[Rows from a dataset of pages and code]

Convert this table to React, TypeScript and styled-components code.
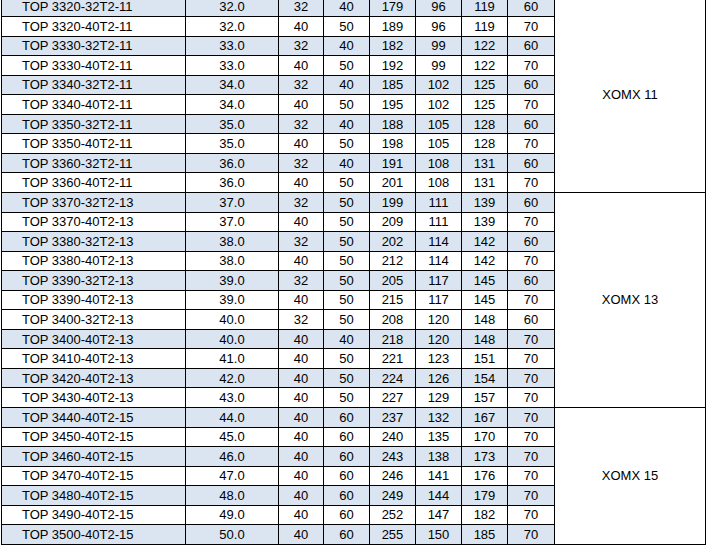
import styled, { createGlobalStyle } from "styled-components";

const GlobalStyle = createGlobalStyle`
  html, body {
    margin: 0;
    padding: 0;
    background: #ffffff;
    overflow: hidden;
  }
`;

const Page = styled.div`
  width: 711px;
  height: 547px;
  overflow: hidden;
  background: #ffffff;
`;

const Table = styled.table`
  border-collapse: collapse;
  table-layout: fixed;
  width: 704px;
  margin: -3.5px 0 0 1px;
  font-family: "Liberation Sans", Arial, sans-serif;
  font-size: 13px;
  color: #000000;
`;

const Row = styled.tr<{ $shaded: boolean }>`
  height: 19.55px;
  background: ${(p) => (p.$shaded ? "#dbe5f1" : "#ffffff")};
`;

const Cell = styled.td`
  border: 1px solid #000000;
  padding: 0;
  text-align: center;
  vertical-align: middle;
  line-height: 15px;
  white-space: nowrap;
`;

const NameCell = styled(Cell)`
  text-align: left;
  padding-left: 20px;
`;

const SeriesCell = styled(Cell)`
  background: #ffffff;
`;

type Item = { name: string; v: (string | number)[]; shaded: boolean };
type Group = { series: string; items: Item[] };

const S = true;
const W = false;

const groups: Group[] = [
  {
    series: "XOMX 11",
    items: [
      { name: "TOP 3320-32T2-11", v: ["32.0", 32, 40, 179, 96, 119, 60], shaded: S },
      { name: "TOP 3320-40T2-11", v: ["32.0", 40, 50, 189, 96, 119, 70], shaded: W },
      { name: "TOP 3330-32T2-11", v: ["33.0", 32, 40, 182, 99, 122, 60], shaded: S },
      { name: "TOP 3330-40T2-11", v: ["33.0", 40, 50, 192, 99, 122, 70], shaded: W },
      { name: "TOP 3340-32T2-11", v: ["34.0", 32, 40, 185, 102, 125, 60], shaded: S },
      { name: "TOP 3340-40T2-11", v: ["34.0", 40, 50, 195, 102, 125, 70], shaded: W },
      { name: "TOP 3350-32T2-11", v: ["35.0", 32, 40, 188, 105, 128, 60], shaded: S },
      { name: "TOP 3350-40T2-11", v: ["35.0", 40, 50, 198, 105, 128, 70], shaded: W },
      { name: "TOP 3360-32T2-11", v: ["36.0", 32, 40, 191, 108, 131, 60], shaded: S },
      { name: "TOP 3360-40T2-11", v: ["36.0", 40, 50, 201, 108, 131, 70], shaded: W },
    ],
  },
  {
    series: "XOMX 13",
    items: [
      { name: "TOP 3370-32T2-13", v: ["37.0", 32, 50, 199, 111, 139, 60], shaded: S },
      { name: "TOP 3370-40T2-13", v: ["37.0", 40, 50, 209, 111, 139, 70], shaded: W },
      { name: "TOP 3380-32T2-13", v: ["38.0", 32, 50, 202, 114, 142, 60], shaded: S },
      { name: "TOP 3380-40T2-13", v: ["38.0", 40, 50, 212, 114, 142, 70], shaded: W },
      { name: "TOP 3390-32T2-13", v: ["39.0", 32, 50, 205, 117, 145, 60], shaded: S },
      { name: "TOP 3390-40T2-13", v: ["39.0", 40, 50, 215, 117, 145, 70], shaded: W },
      { name: "TOP 3400-32T2-13", v: ["40.0", 32, 50, 208, 120, 148, 60], shaded: W },
      { name: "TOP 3400-40T2-13", v: ["40.0", 40, 40, 218, 120, 148, 70], shaded: S },
      { name: "TOP 3410-40T2-13", v: ["41.0", 40, 50, 221, 123, 151, 70], shaded: W },
      { name: "TOP 3420-40T2-13", v: ["42.0", 40, 50, 224, 126, 154, 70], shaded: S },
      { name: "TOP 3430-40T2-13", v: ["43.0", 40, 50, 227, 129, 157, 70], shaded: W },
    ],
  },
  {
    series: "XOMX 15",
    items: [
      { name: "TOP 3440-40T2-15", v: ["44.0", 40, 60, 237, 132, 167, 70], shaded: S },
      { name: "TOP 3450-40T2-15", v: ["45.0", 40, 60, 240, 135, 170, 70], shaded: W },
      { name: "TOP 3460-40T2-15", v: ["46.0", 40, 60, 243, 138, 173, 70], shaded: S },
      { name: "TOP 3470-40T2-15", v: ["47.0", 40, 60, 246, 141, 176, 70], shaded: W },
      { name: "TOP 3480-40T2-15", v: ["48.0", 40, 60, 249, 144, 179, 70], shaded: S },
      { name: "TOP 3490-40T2-15", v: ["49.0", 40, 60, 252, 147, 182, 70], shaded: W },
      { name: "TOP 3500-40T2-15", v: ["50.0", 40, 60, 255, 150, 185, 70], shaded: S },
    ],
  },
];

const colWidths = [184, 93, 45, 46, 46, 46, 46, 47, 151];

export default function App() {
  return (
    <Page>
      <GlobalStyle />
      <Table>
        <colgroup>
          {colWidths.map((w, i) => (
            <col key={i} style={{ width: w }} />
          ))}
        </colgroup>
        <tbody>
          {groups.map((g) =>
            g.items.map((it, i) => (
              <Row key={it.name} $shaded={it.shaded}>
                <NameCell>{it.name}</NameCell>
                {it.v.map((val, j) => (
                  <Cell key={j}>{val}</Cell>
                ))}
                {i === 0 && <SeriesCell rowSpan={g.items.length}>{g.series}</SeriesCell>}
              </Row>
            ))
          )}
        </tbody>
      </Table>
    </Page>
  );
}
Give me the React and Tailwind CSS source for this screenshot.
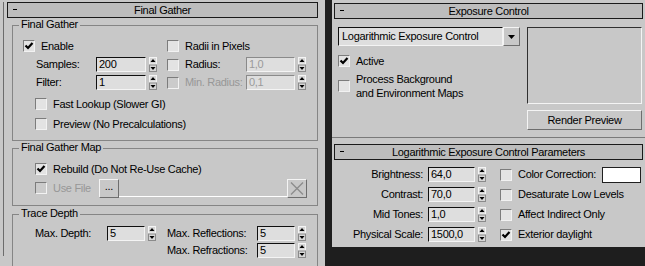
import React from "react";

const fontCls = "font-['Liberation_Sans',Arial,sans-serif] text-[11px] tracking-[-0.3px] leading-[13px]";

function Check({ checked, disabled }) {
  return (
    <span
      className={`flex h-[12px] w-[12px] shrink-0 items-center justify-center border border-t-[#7c7c7c] border-l-[#7c7c7c] border-b-[#f2f2f2] border-r-[#f2f2f2] ${
        disabled ? "bg-[#cbcbcb]" : "bg-[#e3e3e3]"
      }`}
    >
      {checked && (
        <svg width="10" height="10" viewBox="0 0 10 10">
          <path d="M1.5 4.5 L4 7 L8.5 2" stroke="#000" strokeWidth="2.2" fill="none" />
        </svg>
      )}
    </span>
  );
}

function CheckRow({ label, checked, disabled, className = "" }) {
  return (
    <div className={`flex h-[16px] items-center gap-[6px] ${className}`}>
      <Check checked={checked} disabled={disabled} />
      <span className={`whitespace-nowrap ${disabled ? "text-[#979797]" : "text-black"}`}>{label}</span>
    </div>
  );
}

function Spinner() {
  return (
    <span className="flex h-[15px] w-[8px] shrink-0">
      <svg width="8" height="15" viewBox="0 0 8 15">
        <rect x="0" y="0" width="8" height="15" fill="#d6d6d6" />
        <rect x="0.5" y="0.5" width="7" height="6.5" fill="none" stroke="#f4f4f4" />
        <rect x="0.5" y="8" width="7" height="6.5" fill="none" stroke="#8a8a8a" />
        <path d="M4 2 L6.5 5 L1.5 5 Z" fill="#000" />
        <path d="M1.5 10 L6.5 10 L4 13 Z" fill="#000" />
      </svg>
    </span>
  );
}

function Field({ value, className = "", disabled }) {
  return (
    <span
      className={`flex h-[15px] shrink-0 items-center border border-b-[#f4f4f4] border-r-[#f4f4f4] bg-[#dedede] pl-[2px] ${
        disabled ? "border-t-[#8a8a8a] border-l-[#8a8a8a] text-[#9a9a9a]" : "border-t-[#101010] border-l-[#101010] text-black"
      } ${className}`}
    >
      {value}
    </span>
  );
}

function Header({ title, className = "" }) {
  return (
    <div className={`relative flex h-[16px] items-center justify-center border border-[#1a1a1a] bg-[#bdbdbd] ${className}`}>
      <span className="absolute left-[5px] top-[6px] h-[1px] w-[4px] bg-black" />
      <span className="text-black">{title}</span>
    </div>
  );
}

function Group({ title, className = "", children }) {
  return (
    <div className={`relative border border-[#858585] ${className}`}>
      <span className="absolute -top-[8px] left-[6px] bg-[#c8c8c8] px-[2px] text-black">{title}</span>
      {children}
    </div>
  );
}

function Button({ children, className = "" }) {
  return (
    <span
      className={`flex items-center justify-center border border-t-[#f4f4f4] border-l-[#f4f4f4] border-b-[#6e6e6e] border-r-[#6e6e6e] bg-[#c8c8c8] text-black ${className}`}
    >
      {children}
    </span>
  );
}

function ParamRow({ label, value, check, checked, swatch, className = "" }) {
  return (
    <div className={`flex h-[15px] items-center ${className}`}>
      <span className="mr-[5px] w-[91px] whitespace-nowrap text-right">{label}</span>
      <Field value={value} className="w-[47px]" />
      <span className="ml-[3px]">
        <Spinner />
      </span>
      <div className="ml-[14px] flex items-center gap-[6px]">
        <Check checked={checked} />
        <span className={`whitespace-nowrap ${swatch ? "w-[78px]" : ""}`}>{check}</span>
        {swatch && <span className="h-[16px] w-[39px] border border-[#202020] bg-white" />}
      </div>
    </div>
  );
}

export default function App() {
  return (
    <div className={`flex h-[266px] w-[645px] overflow-hidden bg-[#1e1e1e] ${fontCls}`}>
      {/* left: final gather rollout */}
      <div className="h-full w-[325px] shrink-0 bg-[#c8c8c8] pl-[3px] pt-[12px]">
        <div className="h-full border-l border-[#6c6c6c] pl-[3px]">
          <Header title="Final Gather" className="-mt-[10px] w-[311px]" />

          <Group title="Final Gather" className="ml-[5px] mt-[7px] h-[116px] w-[306px] pt-[12px]">
            <div className="flex">
              <div className="w-[154px] pl-[10px]">
                <CheckRow label="Enable" checked />
              </div>
              <CheckRow label="Radii in Pixels" />
            </div>
            <div className="mt-[3px] flex h-[15px] items-center">
              <div className="flex w-[154px] items-center pl-[23px]">
                <span className="w-[60px]">Samples:</span>
                <Field value="200" className="w-[50px]" />
                <span className="ml-[3px]"><Spinner /></span>
              </div>
              <div className="flex items-center">
                <Check />
                <span className="ml-[6px] w-[61px]">Radius:</span>
                <Field value="1,0" className="w-[49px]" disabled />
                <span className="ml-[3px]"><Spinner /></span>
              </div>
            </div>
            <div className="mt-[3px] flex h-[15px] items-center">
              <div className="flex w-[154px] items-center pl-[23px]">
                <span className="w-[60px]">Filter:</span>
                <Field value="1" className="w-[50px]" />
                <span className="ml-[3px]"><Spinner /></span>
              </div>
              <div className="flex items-center">
                <Check disabled />
                <span className="ml-[6px] w-[61px] whitespace-nowrap text-[#979797]">Min. Radius:</span>
                <Field value="0,1" className="w-[49px]" disabled />
                <span className="ml-[3px]"><Spinner /></span>
              </div>
            </div>
            <CheckRow label="Fast Lookup (Slower GI)" className="ml-[22px] mt-[6px]" />
            <CheckRow label="Preview (No Precalculations)" className="ml-[22px] mt-[4px]" />
          </Group>

          <Group title="Final Gather Map" className="ml-[5px] mt-[7px] h-[58px] w-[306px] pt-[12px]">
            <CheckRow label="Rebuild (Do Not Re-Use Cache)" checked className="ml-[22px]" />
            <div className="mt-[1px] flex h-[20px] items-center pl-[22px]">
              <Check disabled />
              <span className="ml-[6px] w-[46px] text-[#979797]">Use File</span>
              <Button className="h-[19px] w-[20px] pb-[3px]">...</Button>
              <span className="h-[18px] w-[168px] border-b border-white" />
              <Button className="h-[19px] w-[20px]">
                <svg width="14" height="13" viewBox="0 0 14 13">
                  <path d="M1 0.5 L13 12.5 M13 0.5 L1 12.5" stroke="#8c8c8c" strokeWidth="1.4" />
                </svg>
              </Button>
            </div>
          </Group>

          <Group title="Trace Depth" className="ml-[5px] mt-[8px] h-[60px] w-[306px] pt-[11px]">
            <div className="flex h-[15px] items-center">
              <div className="flex w-[154px] items-center pl-[22px]">
                <span className="w-[72px]">Max. Depth:</span>
                <Field value="5" className="w-[38px]" />
                <span className="ml-[3px]"><Spinner /></span>
              </div>
              <div className="flex items-center">
                <span className="w-[90px] whitespace-nowrap">Max. Reflections:</span>
                <Field value="5" className="w-[38px]" />
                <span className="ml-[3px]"><Spinner /></span>
              </div>
            </div>
            <div className="mt-[2px] flex h-[15px] items-center pl-[154px]">
              <span className="w-[90px] whitespace-nowrap">Max. Refractions:</span>
              <Field value="5" className="w-[38px]" />
              <span className="ml-[3px]"><Spinner /></span>
            </div>
          </Group>
        </div>
      </div>

      {/* right: exposure control */}
      <div className="ml-[7px] h-[247px] w-[313px] shrink-0 bg-[#c8c8c8]">
        <Header title="Exposure Control" className="ml-[2px] mt-[3px] w-[309px]" />
        <div className="mt-[8px] flex pl-[6px]">
          <div className="w-[182px]">
            <div className="flex h-[19px]">
              <span className="flex flex-1 items-center border border-t-[#101010] border-l-[#101010] border-b-[#f4f4f4] border-r-[#f4f4f4] bg-[#dedede] pl-[3px] whitespace-nowrap">
                Logarithmic Exposure Control
              </span>
              <Button className="h-[19px] w-[17px]">
                <svg width="7" height="4" viewBox="0 0 7 4">
                  <path d="M0 0 L7 0 L3.5 4 Z" fill="#000" />
                </svg>
              </Button>
            </div>
            <CheckRow label="Active" checked className="mt-[7px]" />
            <div className="mt-[3px] flex items-center gap-[6px]">
              <Check />
              <span className="leading-[14px]">
                Process Background
                <br />
                and Environment Maps
              </span>
            </div>
          </div>
          <div className="ml-[7px] w-[115px]">
            <div className="h-[77px] border border-t-[#303030] border-l-[#303030] border-b-[#f4f4f4] border-r-[#f4f4f4] bg-[#c8c8c8]" />
            <Button className="mt-[6px] h-[20px] w-[115px]">Render Preview</Button>
          </div>
        </div>
        <div className="mt-[7px] h-[1px] bg-[#7a7a7a]" />
        <Header title="Logarithmic Exposure Control Parameters" className="ml-[2px] mt-[6px] w-[309px]" />
        <div className="mt-[7px] flex flex-col gap-[5px]">
          <ParamRow label="Brightness:" value="64,0" check="Color Correction:" swatch />
          <ParamRow label="Contrast:" value="70,0" check="Desaturate Low Levels" />
          <ParamRow label="Mid Tones:" value="1,0" check="Affect Indirect Only" />
          <ParamRow label="Physical Scale:" value="1500,0" check="Exterior daylight" checked />
        </div>
      </div>
    </div>
  );
}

=== PROMPT ===
Repeat the lines above, starting at the first and stopping after the line that holds "const W = false;", with the pictures left out.

=== TASK ANSWER ===
Convert this table to React, TypeScript and styled-components code.
import styled, { createGlobalStyle } from "styled-components";

const GlobalStyle = createGlobalStyle`
  html, body {
    margin: 0;
    padding: 0;
    background: #ffffff;
    overflow: hidden;
  }
`;

const Page = styled.div`
  width: 711px;
  height: 547px;
  overflow: hidden;
  background: #ffffff;
`;

const Table = styled.table`
  border-collapse: collapse;
  table-layout: fixed;
  width: 704px;
  margin: -3.5px 0 0 1px;
  font-family: "Liberation Sans", Arial, sans-serif;
  font-size: 13px;
  color: #000000;
`;

const Row = styled.tr<{ $shaded: boolean }>`
  height: 19.55px;
  background: ${(p) => (p.$shaded ? "#dbe5f1" : "#ffffff")};
`;

const Cell = styled.td`
  border: 1px solid #000000;
  padding: 0;
  text-align: center;
  vertical-align: middle;
  line-height: 15px;
  white-space: nowrap;
`;

const NameCell = styled(Cell)`
  text-align: left;
  padding-left: 20px;
`;

const SeriesCell = styled(Cell)`
  background: #ffffff;
`;

type Item = { name: string; v: (string | number)[]; shaded: boolean };
type Group = { series: string; items: Item[] };

const S = true;
const W = false;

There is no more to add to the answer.